The United Nations has said that more than 9,000 people have died since the revolt against President Assad’s regime broke out in March last year.
Activists and some Western countries have cast doubt on the regime’s sincerity in upholding the ceasefire and have accused Assad of simply seeking to buy time and to appease the international community.
“Shelling of the Khaldiyeh neighbourhood of Homs continued all night and could be heard and seen by the observers,” said Abu Yazan al-Homsi, an activist in the central city.
Speaking with AFP via Skype, he added that gunfire was overheard Monday in other neighborhoods of Homs.
“I really don’t understand what the observer mission is all about,” he said. “If it’s to give Assad more leeway, then we don’t need them.”

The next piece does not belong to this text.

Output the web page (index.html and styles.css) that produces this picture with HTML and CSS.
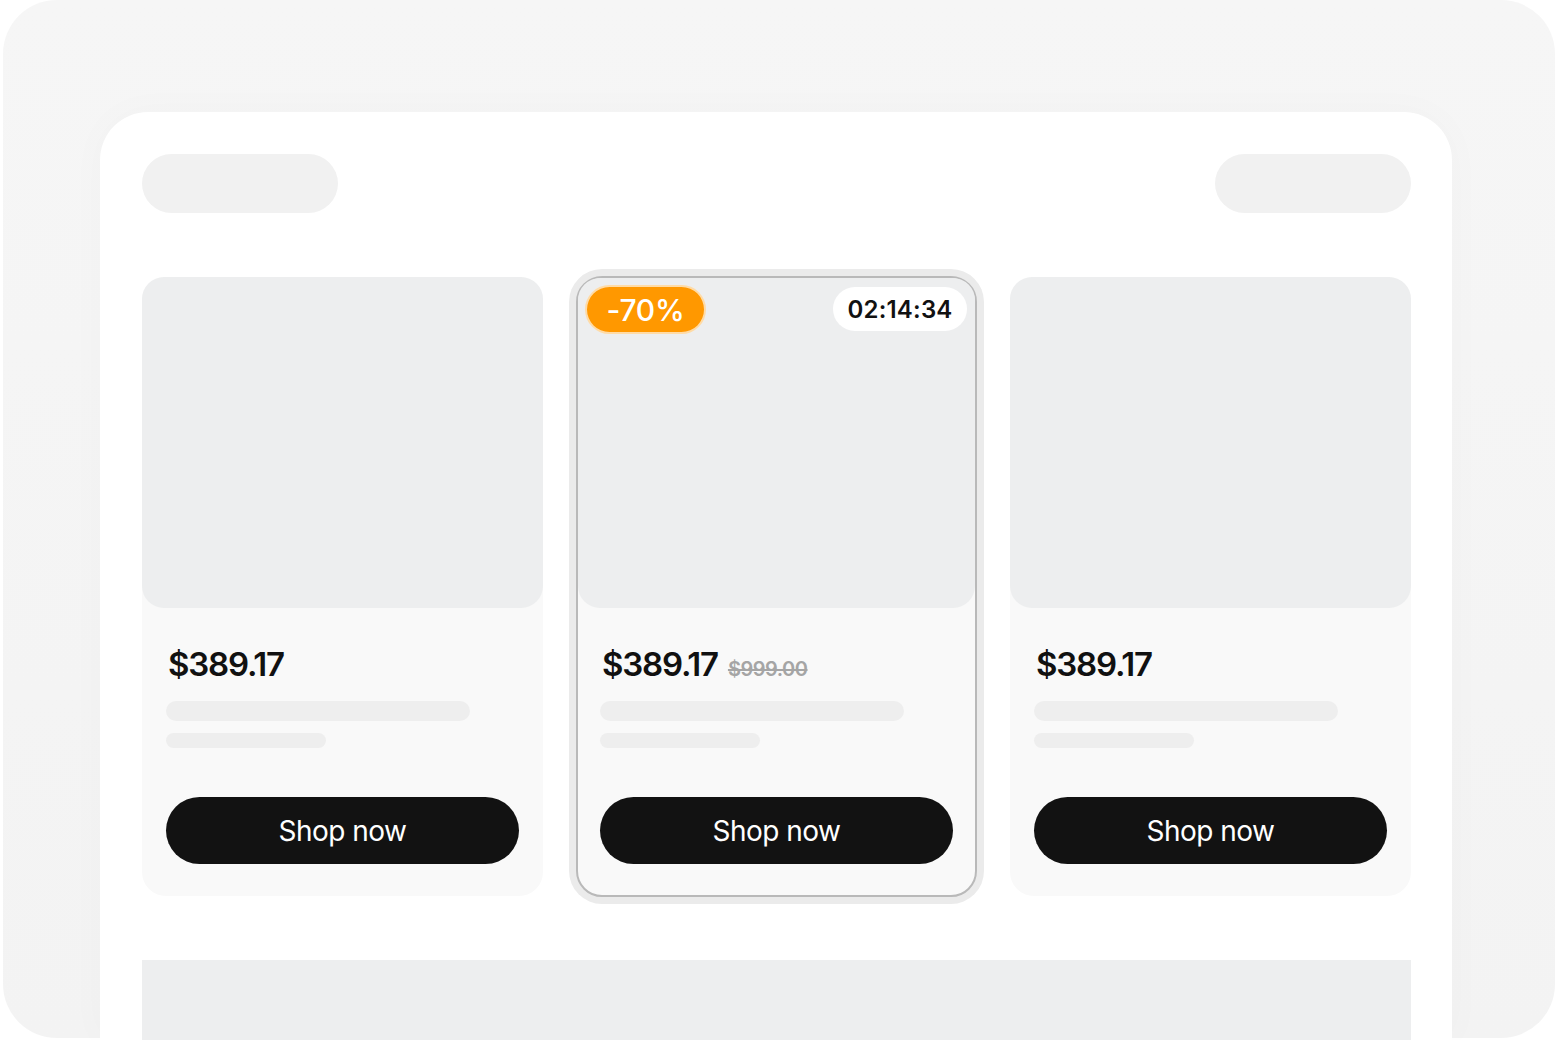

He accused the regime of failing to comply with all clauses in the six-point plan drawn up by Annan.
“The regime has not withdrawn tanks from the streets and no detainees have been released,” Homsi said.
Monitors estimate that 25,000 people are currently detained in Syria in connection with the 13-month revolt.
In a sign of Western frustration with Damascus, the European Union agreed Monday to slap new sanctions on the regime, banning luxury goods exports and further restricting the sale of items used to repress dissidents, a diplomat said.
“These sanctions will be put in place against Syria,” the diplomat told AFP after EU ambassadors endorsed the measures ahead of a meeting of foreign ministers in Luxembourg.
The extent of the luxury ban has yet to be defined but the aim is to deliver a symbolic blow against the posh lifestyle of Assad and his glamorous British-born wife Asma, another diplomat said.
“The Assad couple, as well as his inner circle and leaders of the regime must be made to understand that events in Syria will also impact their personal lives,” the source added.